Torsional Analysis of Multicell Concrete Box Girders Strengthened with CFRP Using a Modified Softened Truss Model

Deterioration and aging of concrete structures are not the only reasons why critical members, such as beams, need to be strengthened. Other possible reasons include upgrading of design standards, compensation for faulty design or construction, changing usage of the structure, and exposure to unpredicted loads, such as impacts or excessive earthquakes. The current study proposes a new analytical method for predicting the torsional capacity and behavior of RC multicell box girders strengthened with carbon-fiber-reinforced polymer ( CFRP) sheets. The conventional softened truss model is modified to consider the influence of CFRP strengthening on the torsional response as an external reinforcement of multicell box girders. The proposed method involves solving the concrete torsional problem by combining the equilibrium conditions, compatibility conditions, and constitutive laws of materials, taking into account the confinement of concrete with CFRP sheets.

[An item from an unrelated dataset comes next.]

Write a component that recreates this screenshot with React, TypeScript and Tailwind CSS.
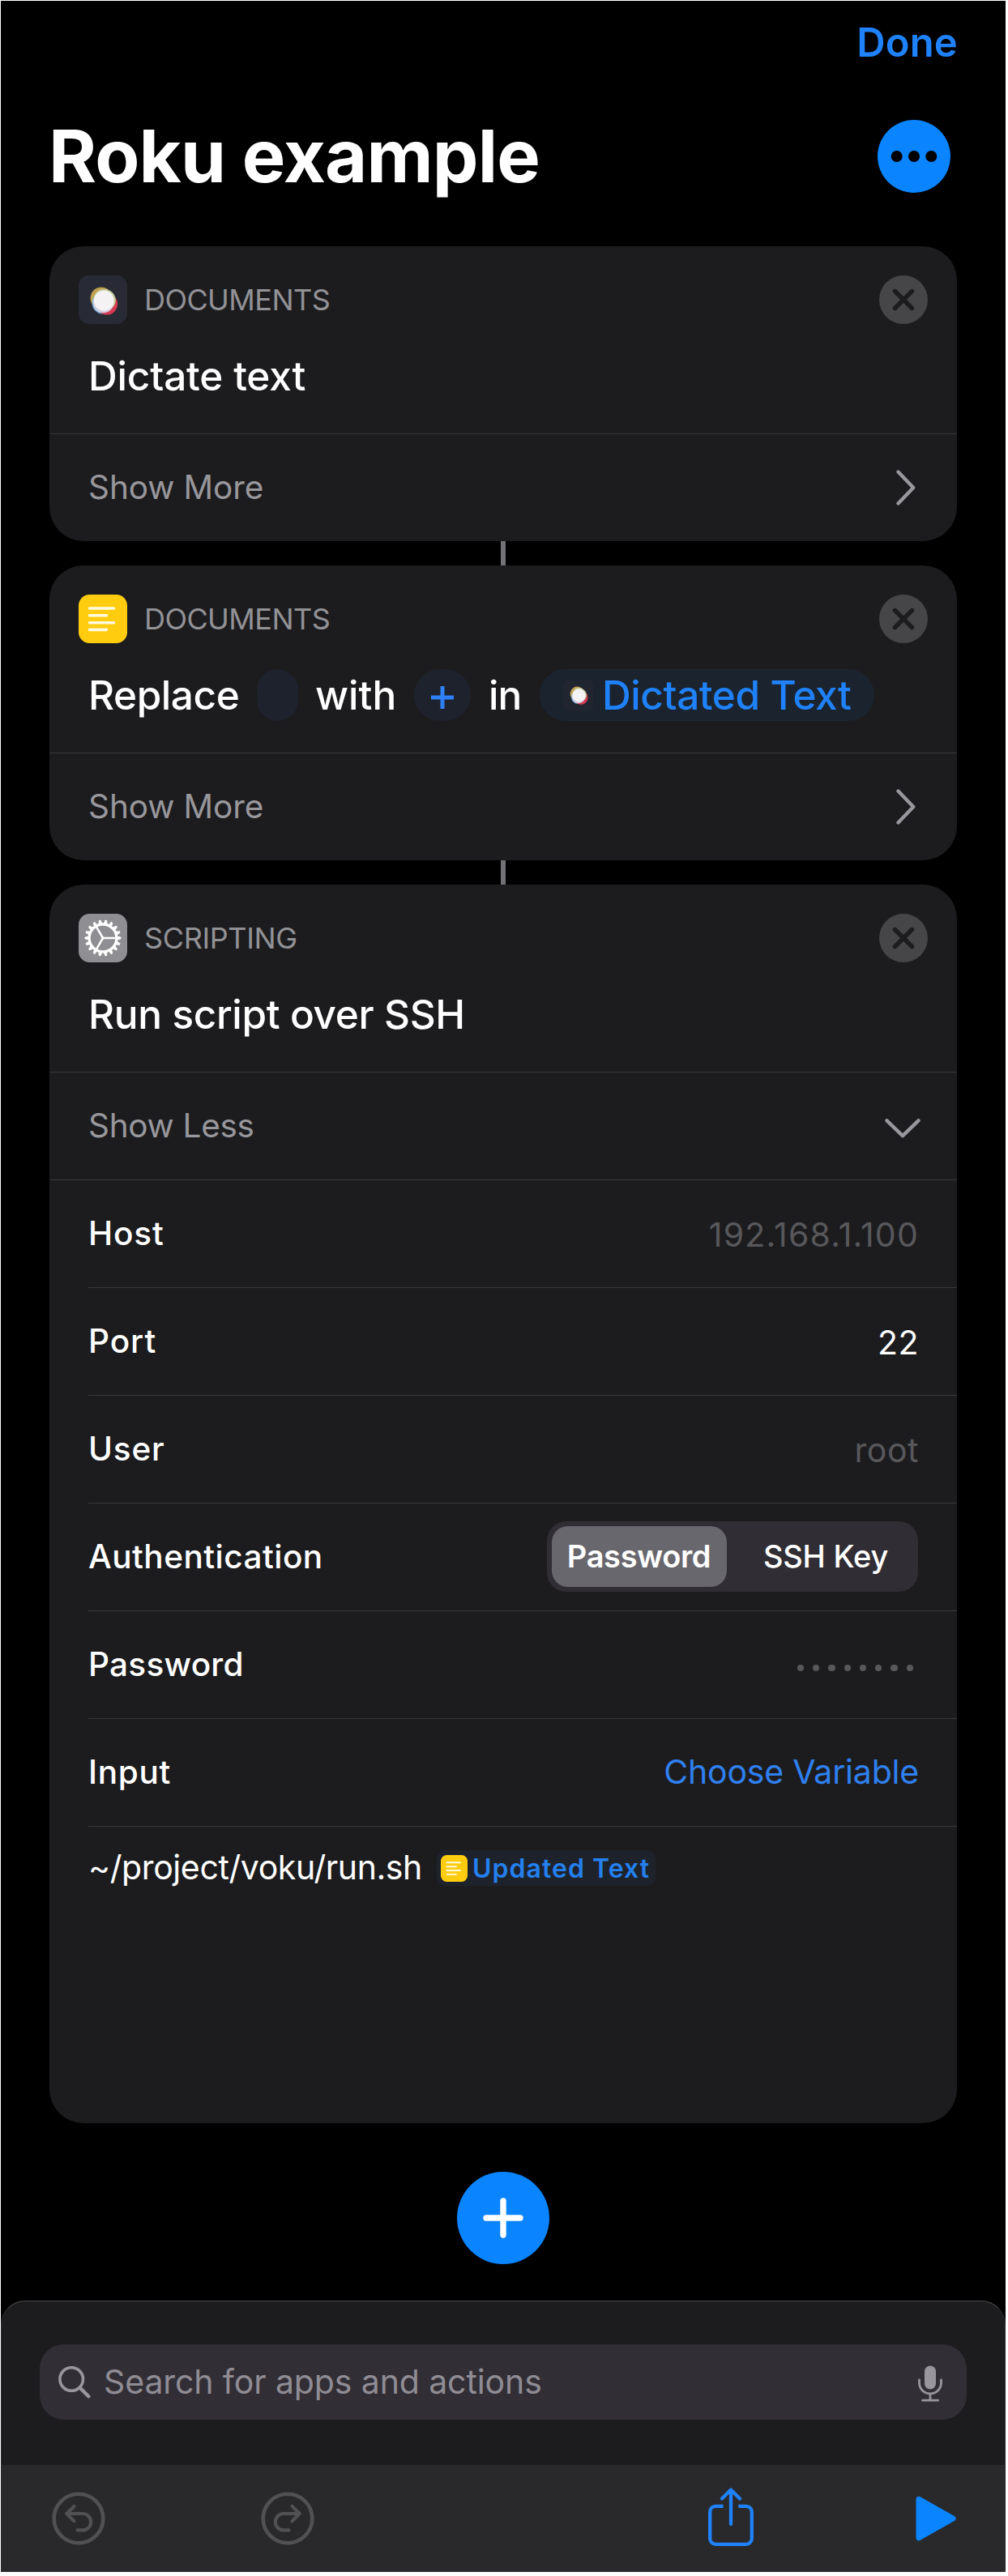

A specific algorithm was developed to predict the torsional behavior of RC multicell box girders with and without CFRP strengthening. Verification of this method was achieved using extensive comparisons between analytically predicted behavior curves and experimentally obtained ones. The experimental work comprised a series of four torsion tests for single-and triple-cell box girders. Good agreement between the results was obtained, confirming the feasibility of the newly proposed method. Based on the outcome of the comparisons, it was revealed that the only currently available, recommended torsion design method was generally conservative, suggesting that further refinement is essential to make it a suitable design method for torsional strengthening using CFRP sheets. (C) 2014 American Society of Civil Engineers.